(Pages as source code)
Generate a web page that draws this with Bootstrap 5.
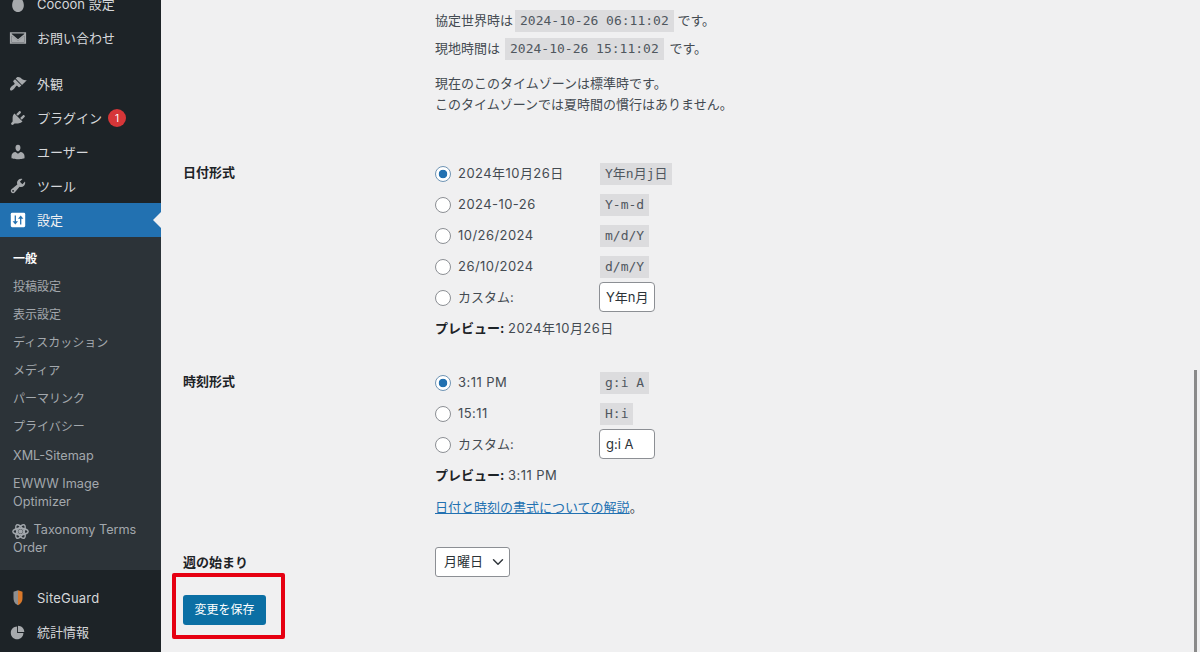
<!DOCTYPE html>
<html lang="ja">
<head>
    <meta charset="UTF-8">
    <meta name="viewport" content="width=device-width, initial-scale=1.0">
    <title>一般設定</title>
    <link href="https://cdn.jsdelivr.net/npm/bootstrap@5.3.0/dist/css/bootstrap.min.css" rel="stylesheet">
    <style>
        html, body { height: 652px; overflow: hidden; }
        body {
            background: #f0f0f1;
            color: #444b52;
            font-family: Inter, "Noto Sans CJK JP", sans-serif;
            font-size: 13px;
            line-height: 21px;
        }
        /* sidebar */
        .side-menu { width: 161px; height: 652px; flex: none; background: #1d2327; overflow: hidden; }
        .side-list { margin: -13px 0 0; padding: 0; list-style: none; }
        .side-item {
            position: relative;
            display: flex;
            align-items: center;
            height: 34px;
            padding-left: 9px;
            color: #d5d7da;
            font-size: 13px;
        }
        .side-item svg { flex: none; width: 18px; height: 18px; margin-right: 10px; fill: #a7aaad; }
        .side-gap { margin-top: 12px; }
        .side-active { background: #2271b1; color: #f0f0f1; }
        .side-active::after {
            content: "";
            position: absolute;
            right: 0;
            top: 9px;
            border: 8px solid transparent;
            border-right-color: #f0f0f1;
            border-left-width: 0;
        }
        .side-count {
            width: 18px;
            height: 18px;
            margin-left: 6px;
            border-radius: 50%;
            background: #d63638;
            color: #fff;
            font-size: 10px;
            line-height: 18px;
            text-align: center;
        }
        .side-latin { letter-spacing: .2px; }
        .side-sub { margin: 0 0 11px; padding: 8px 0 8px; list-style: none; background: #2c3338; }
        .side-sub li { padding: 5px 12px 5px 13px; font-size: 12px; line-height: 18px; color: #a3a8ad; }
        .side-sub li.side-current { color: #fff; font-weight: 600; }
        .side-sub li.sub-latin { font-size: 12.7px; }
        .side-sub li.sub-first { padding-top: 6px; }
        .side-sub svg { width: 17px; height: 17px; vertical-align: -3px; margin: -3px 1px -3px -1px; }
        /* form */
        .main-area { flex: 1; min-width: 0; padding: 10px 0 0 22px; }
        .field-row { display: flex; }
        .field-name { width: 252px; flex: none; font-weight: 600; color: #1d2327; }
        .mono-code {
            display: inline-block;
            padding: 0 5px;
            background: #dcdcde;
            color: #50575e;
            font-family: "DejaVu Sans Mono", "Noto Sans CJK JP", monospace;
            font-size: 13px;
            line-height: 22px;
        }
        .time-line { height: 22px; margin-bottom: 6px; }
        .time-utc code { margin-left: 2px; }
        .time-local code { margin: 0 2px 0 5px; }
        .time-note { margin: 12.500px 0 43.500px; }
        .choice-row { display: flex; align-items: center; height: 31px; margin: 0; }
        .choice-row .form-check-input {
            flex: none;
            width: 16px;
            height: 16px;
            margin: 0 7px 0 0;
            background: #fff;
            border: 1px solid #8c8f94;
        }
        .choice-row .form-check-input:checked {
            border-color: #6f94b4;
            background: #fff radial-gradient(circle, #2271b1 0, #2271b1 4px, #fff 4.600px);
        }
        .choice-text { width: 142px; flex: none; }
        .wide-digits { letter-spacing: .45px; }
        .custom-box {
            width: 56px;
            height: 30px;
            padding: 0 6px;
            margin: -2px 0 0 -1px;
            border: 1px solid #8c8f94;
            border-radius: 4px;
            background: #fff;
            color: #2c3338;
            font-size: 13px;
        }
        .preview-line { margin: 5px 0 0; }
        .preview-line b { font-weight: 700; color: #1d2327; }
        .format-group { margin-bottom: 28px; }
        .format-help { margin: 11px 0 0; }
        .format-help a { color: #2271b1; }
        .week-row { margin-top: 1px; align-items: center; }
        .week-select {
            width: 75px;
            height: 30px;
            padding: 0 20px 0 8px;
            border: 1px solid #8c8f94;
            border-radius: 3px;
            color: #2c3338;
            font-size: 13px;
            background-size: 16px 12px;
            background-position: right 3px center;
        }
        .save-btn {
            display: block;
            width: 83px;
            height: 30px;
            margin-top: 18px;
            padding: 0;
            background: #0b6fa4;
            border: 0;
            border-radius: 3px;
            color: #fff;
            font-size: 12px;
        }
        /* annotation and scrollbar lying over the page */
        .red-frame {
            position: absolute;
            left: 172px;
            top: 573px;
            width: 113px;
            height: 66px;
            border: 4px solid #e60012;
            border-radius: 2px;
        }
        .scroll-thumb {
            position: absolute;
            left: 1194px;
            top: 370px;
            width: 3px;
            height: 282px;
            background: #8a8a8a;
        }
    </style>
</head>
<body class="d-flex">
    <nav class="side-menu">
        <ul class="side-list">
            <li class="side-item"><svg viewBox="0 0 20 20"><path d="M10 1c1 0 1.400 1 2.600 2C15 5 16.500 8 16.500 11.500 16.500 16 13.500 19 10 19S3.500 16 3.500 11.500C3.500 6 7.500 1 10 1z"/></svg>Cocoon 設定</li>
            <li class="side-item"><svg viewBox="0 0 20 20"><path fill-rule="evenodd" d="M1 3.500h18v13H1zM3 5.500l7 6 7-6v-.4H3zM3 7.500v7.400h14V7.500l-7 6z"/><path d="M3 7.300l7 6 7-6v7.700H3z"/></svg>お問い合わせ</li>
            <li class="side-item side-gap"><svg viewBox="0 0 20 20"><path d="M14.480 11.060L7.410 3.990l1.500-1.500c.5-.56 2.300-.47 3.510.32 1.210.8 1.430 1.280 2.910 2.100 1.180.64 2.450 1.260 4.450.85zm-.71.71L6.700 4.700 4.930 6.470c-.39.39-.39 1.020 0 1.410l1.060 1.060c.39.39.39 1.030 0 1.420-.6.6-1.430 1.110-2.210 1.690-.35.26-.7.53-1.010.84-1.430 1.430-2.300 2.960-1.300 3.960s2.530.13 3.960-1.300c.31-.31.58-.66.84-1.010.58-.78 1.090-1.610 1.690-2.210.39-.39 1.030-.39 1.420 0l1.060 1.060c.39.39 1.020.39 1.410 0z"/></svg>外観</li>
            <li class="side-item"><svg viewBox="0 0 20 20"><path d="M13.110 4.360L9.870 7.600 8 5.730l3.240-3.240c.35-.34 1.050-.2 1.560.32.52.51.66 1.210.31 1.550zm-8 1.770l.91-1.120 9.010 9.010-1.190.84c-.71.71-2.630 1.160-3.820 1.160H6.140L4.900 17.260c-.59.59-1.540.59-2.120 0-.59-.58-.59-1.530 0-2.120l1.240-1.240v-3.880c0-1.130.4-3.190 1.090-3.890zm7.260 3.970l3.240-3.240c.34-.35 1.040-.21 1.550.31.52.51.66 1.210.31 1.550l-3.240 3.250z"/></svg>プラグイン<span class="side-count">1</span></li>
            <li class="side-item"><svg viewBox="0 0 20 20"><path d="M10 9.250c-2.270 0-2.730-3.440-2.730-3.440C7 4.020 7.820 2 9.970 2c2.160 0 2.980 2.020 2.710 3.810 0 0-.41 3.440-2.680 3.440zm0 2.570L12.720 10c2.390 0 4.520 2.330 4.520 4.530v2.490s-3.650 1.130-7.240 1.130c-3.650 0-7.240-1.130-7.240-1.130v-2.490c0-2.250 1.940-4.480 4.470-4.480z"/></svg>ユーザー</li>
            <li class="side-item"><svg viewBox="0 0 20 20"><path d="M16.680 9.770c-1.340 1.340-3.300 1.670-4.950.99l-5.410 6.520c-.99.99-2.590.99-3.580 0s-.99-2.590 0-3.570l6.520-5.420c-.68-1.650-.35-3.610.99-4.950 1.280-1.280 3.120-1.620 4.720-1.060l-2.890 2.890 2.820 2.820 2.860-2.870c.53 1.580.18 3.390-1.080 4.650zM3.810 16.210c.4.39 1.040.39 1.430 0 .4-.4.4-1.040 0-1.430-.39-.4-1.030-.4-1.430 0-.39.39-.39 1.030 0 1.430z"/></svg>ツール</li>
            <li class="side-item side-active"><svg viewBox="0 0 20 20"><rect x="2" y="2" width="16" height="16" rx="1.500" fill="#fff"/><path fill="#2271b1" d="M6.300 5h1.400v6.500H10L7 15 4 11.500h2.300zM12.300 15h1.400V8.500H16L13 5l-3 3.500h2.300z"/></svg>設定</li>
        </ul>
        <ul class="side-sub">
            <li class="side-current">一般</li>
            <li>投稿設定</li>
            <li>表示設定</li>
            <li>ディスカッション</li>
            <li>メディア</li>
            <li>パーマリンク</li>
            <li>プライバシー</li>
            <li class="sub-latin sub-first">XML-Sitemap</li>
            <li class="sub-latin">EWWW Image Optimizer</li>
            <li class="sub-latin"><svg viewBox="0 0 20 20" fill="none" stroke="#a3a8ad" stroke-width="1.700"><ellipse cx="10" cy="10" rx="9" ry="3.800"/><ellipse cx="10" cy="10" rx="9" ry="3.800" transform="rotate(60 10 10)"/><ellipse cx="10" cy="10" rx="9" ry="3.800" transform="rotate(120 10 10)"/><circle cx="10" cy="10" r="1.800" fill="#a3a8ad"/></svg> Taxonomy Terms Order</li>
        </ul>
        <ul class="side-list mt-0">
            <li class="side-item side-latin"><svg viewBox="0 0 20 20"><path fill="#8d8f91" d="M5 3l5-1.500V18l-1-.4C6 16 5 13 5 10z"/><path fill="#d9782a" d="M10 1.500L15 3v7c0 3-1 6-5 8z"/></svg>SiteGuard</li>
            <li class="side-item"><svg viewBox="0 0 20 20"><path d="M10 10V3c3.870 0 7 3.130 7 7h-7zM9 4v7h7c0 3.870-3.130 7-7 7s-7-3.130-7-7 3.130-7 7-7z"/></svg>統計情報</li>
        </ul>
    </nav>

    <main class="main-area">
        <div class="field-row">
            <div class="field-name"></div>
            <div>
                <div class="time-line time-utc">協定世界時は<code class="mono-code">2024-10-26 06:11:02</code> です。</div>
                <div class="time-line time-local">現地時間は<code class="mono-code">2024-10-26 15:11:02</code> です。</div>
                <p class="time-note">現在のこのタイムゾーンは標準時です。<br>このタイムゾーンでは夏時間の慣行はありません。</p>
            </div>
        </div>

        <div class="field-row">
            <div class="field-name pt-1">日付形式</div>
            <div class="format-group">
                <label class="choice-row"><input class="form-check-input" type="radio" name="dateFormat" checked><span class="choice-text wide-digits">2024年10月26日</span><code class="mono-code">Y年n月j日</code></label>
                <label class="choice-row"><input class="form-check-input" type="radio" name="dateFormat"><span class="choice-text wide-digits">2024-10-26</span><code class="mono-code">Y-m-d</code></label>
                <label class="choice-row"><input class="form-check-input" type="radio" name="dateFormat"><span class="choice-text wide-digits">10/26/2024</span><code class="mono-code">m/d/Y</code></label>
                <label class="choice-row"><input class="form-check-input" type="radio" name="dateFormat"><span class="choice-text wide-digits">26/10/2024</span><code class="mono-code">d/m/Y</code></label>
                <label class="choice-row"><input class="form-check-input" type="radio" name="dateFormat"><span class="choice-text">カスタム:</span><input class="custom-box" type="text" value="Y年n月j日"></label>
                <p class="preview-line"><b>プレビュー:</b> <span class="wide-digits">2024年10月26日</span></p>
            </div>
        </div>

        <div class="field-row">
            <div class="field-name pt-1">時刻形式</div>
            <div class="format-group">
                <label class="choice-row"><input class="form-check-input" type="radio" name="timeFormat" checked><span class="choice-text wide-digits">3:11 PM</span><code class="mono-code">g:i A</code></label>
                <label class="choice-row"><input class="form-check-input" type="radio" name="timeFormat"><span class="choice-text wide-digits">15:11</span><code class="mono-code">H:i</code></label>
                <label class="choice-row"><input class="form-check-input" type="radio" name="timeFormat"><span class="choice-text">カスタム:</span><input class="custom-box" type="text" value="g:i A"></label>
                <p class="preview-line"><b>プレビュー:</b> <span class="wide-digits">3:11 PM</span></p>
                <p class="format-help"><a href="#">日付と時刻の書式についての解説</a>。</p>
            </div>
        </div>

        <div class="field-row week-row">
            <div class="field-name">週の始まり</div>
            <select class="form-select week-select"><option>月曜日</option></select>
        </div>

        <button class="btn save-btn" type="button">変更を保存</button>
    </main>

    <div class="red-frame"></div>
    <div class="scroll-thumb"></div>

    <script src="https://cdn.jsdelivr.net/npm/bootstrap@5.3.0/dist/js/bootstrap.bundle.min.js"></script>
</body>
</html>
---
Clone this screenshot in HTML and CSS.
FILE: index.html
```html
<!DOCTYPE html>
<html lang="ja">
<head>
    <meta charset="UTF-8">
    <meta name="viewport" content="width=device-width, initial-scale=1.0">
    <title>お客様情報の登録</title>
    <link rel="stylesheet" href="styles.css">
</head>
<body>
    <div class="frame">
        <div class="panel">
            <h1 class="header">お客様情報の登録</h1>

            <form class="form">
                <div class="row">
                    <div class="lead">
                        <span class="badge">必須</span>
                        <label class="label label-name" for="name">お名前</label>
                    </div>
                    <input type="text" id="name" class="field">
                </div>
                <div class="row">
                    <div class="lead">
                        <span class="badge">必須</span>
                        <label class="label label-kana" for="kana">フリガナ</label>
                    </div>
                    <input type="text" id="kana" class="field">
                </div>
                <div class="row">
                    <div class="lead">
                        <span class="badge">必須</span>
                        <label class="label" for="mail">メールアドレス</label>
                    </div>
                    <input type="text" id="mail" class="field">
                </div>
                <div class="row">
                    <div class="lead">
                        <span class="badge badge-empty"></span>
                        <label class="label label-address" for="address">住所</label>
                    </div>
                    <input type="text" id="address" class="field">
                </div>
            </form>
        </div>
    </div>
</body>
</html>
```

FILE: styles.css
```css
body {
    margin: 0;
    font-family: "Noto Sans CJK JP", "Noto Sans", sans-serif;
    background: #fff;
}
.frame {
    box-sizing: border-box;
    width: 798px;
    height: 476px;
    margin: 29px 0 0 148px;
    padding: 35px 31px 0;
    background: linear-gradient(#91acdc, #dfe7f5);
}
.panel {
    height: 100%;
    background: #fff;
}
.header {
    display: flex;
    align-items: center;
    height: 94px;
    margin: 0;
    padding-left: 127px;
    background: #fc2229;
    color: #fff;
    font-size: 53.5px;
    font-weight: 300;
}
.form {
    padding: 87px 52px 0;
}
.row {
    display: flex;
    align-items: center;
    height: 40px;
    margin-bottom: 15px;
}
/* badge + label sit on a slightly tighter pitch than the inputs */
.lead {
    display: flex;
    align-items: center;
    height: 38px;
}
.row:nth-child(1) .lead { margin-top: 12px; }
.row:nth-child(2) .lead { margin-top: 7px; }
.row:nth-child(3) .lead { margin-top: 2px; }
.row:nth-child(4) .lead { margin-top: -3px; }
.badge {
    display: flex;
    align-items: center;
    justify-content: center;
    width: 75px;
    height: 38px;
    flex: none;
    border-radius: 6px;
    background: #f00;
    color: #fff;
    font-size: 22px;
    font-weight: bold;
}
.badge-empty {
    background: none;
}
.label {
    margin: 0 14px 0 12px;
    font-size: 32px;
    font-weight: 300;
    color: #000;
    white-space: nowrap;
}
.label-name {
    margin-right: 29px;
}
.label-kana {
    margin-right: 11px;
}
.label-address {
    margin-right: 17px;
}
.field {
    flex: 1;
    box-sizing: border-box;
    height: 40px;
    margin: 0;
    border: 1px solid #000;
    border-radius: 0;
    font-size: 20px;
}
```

### PROBLEM DESCRIPTION
Pull out every line holding "this" from the records above, and copy it.

### RESULT OF THE EXERCISE
Generate a web page that draws this with Bootstrap 5.
Clone this screenshot in HTML and CSS.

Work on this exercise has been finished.